Amazon to acquire Globalstar and expand Amazon Leo satellite network

homarp 122 points 115 comments April 15, 2026
www.businesswire.com · View on Hacker News

Discussion Highlights (12 comments)

kumarvvr

So, Amazon wants to own the tubes too? I guess the stack should be completed with this. AWS servers, satellite communications, boxes to view content on TVs, apps on mobiles, content creation studios, advertising, product placement, product sales. Whew! I guess they also want expertise to launch stuff into space, in case it becomes feasible to run space data centers.

jameslk

SpaceX and Amazon seem to be headed for competing with traditional telecoms and ISPs. I'm betting the next acquisition target will be AST SpaceMobile. I also wouldn’t be surprised to see big telecom/ISP mergers pass regulatory approval now that they have competition from the heavens

Ekaros

I wonder if there will become a point where these companies will be considered too big and will be forcibly cut up to smaller chunks... If feels like they have tentacles in everything now.

spondyl

Oh, I missed the memo that Amazon Leo is the new name for Project Kuiper, rebranded in November of last year. I saw a presentation back when it was Kuiper so have still been calling it that

ck2

Are we going to be able to see the night sky by the end of this decade? https://satellitemap.space And what's the effect on cancer rates, etc. from all that toxic pollution to both launch the satellites and then vaporize them in the atmosphere years later? https://bloomberg.com/graphics/2025-space-orbit-satellites-p... Sure would be nice if the answers to these questions were not guessing before we do the damage and impossible to fix after

Egonex

People think that with better D2D technology, emergency and telemetry messages will still be short and to the point.
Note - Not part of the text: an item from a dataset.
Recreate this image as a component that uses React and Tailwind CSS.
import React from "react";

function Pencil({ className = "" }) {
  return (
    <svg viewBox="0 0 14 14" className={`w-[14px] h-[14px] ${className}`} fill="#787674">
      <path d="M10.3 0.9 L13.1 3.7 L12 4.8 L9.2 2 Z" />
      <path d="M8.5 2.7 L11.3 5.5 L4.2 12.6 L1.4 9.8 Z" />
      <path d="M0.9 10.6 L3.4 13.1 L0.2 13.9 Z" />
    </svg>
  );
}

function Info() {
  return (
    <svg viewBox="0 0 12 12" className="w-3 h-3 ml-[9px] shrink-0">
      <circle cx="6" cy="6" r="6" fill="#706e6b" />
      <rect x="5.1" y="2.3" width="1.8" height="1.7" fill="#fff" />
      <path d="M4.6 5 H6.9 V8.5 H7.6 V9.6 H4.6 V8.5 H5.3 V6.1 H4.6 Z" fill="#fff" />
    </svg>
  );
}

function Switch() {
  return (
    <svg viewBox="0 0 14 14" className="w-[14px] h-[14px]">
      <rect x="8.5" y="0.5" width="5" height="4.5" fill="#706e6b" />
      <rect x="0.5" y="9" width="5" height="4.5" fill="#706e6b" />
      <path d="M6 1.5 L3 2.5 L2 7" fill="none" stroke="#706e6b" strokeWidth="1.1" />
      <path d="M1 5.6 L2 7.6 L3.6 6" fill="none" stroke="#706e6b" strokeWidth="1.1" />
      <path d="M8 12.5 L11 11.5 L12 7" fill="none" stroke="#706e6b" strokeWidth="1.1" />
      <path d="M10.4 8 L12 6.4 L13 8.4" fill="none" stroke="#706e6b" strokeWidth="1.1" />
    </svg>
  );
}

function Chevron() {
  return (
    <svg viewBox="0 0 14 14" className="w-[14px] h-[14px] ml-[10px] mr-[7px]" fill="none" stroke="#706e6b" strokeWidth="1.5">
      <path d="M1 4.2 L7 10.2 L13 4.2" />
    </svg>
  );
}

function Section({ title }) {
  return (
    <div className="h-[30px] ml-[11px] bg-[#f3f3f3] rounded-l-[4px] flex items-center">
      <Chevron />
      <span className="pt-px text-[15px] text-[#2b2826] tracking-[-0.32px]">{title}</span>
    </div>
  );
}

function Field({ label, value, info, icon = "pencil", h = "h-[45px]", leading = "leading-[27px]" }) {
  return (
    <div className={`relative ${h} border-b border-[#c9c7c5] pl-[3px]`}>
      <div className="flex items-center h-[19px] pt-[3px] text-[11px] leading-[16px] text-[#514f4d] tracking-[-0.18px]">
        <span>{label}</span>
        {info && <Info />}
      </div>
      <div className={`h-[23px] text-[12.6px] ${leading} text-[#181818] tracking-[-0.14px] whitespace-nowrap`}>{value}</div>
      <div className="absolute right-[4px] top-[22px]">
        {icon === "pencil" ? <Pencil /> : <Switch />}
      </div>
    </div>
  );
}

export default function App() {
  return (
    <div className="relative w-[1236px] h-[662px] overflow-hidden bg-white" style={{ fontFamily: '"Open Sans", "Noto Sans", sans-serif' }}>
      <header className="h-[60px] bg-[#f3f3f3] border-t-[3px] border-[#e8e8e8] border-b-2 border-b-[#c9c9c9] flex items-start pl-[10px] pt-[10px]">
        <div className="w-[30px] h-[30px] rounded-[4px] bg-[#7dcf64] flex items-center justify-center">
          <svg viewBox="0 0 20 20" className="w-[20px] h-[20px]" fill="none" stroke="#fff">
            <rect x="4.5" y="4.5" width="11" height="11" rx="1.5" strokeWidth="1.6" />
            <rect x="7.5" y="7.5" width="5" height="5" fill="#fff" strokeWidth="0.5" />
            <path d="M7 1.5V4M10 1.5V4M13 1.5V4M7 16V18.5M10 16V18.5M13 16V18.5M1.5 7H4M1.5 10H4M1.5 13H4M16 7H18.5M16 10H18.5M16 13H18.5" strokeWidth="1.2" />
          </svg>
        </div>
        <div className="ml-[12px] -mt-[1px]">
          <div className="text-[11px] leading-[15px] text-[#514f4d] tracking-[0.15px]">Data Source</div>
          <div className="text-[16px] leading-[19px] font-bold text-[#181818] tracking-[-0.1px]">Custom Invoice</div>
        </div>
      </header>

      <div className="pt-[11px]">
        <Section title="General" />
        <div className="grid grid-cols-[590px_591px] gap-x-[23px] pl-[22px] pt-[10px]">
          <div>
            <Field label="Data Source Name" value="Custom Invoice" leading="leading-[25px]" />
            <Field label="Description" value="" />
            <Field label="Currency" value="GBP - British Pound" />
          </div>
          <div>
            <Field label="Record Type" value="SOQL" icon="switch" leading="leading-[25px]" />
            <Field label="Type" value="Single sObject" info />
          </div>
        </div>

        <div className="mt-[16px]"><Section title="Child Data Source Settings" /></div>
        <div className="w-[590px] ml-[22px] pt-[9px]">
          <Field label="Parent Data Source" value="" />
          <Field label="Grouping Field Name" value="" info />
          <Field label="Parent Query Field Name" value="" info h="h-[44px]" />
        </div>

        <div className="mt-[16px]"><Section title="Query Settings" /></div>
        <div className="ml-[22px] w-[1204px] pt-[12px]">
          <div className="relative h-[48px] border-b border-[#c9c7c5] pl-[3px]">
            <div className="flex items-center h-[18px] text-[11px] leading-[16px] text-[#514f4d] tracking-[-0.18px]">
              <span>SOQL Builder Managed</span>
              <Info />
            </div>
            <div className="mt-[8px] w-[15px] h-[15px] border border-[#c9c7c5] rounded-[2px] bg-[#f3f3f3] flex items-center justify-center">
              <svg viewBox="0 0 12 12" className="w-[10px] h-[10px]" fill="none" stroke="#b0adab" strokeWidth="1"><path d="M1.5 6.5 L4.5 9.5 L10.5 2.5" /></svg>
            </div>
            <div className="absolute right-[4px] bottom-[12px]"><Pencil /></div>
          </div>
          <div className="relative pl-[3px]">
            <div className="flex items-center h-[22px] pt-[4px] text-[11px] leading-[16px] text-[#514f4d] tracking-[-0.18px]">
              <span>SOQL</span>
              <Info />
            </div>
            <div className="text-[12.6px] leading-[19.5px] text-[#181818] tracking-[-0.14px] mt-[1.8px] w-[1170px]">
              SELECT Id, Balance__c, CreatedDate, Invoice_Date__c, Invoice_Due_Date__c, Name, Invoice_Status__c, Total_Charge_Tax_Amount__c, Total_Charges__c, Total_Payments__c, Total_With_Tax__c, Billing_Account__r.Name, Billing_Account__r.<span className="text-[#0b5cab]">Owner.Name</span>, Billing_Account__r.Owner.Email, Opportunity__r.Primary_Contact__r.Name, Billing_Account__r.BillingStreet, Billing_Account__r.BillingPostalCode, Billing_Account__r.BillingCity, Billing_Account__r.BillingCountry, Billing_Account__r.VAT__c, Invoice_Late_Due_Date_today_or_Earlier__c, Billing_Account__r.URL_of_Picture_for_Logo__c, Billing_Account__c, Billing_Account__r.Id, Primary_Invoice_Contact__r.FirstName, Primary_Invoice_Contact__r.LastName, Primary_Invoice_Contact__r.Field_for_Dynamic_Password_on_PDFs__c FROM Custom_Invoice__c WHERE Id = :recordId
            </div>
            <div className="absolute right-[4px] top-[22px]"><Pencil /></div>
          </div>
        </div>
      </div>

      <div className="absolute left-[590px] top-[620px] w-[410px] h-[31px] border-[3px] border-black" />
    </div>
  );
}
These messages will not be like streaming videos. When companies work together on things, like spectrum and constellations and handset deals it changes how people get billed.. It does not change the fact that people want to keep the messages small when millions of devices are using the same channel. I am curious to see if people will still talk about having satellite access or if they will start talking about paying for what they use once this is up and running. D2D technology is still going to be used for these messages.

supernova87a

I remain convinced that the main successful business model in the satellite communications industry is to wait for the first incarnation of the satellite company to fail / go bankrupt / flounder, and then be part of the 2nd round of financing or ownership that comes in to buy it out and operate it... I don't know why this is the pattern but it seems to have played out several times over the last 2 decades that I've casually watched this syndrome.

crowcroft

Naive question - let's assume this all becomes a really competitive market and 10+ companies are pumping satellites into orbit. Are we going to run out of space? At some point it probably makes the most sense for there to be one wholesaler of satellite connections and then many retailers right? The market skews towards being an international natural monopoly, right?

lxgr

See also: https://news.ycombinator.com/item?id=47770323 My comment from there: Interesting, I was expecting Apple to eventually buy them. Still, makes sense to me: The aging Globalstar satellite constellation itself is probably not very interesting to Amazon, but their global L-band and S-band spectrum is, as are their existing licenses to operate a mobile satellite service in most countries.

lenerdenator

We need to start requiring that for each batch of satellites that goes up, some piece of space junk - hell, any piece of space junk - gets brought back to Earth's surface in one piece for proper recycling.

josefritzishere

Any reasonable government regulatory agency would block this aquisition. Amazon just laid off 16,000 people. They are unworthy of further consolidation.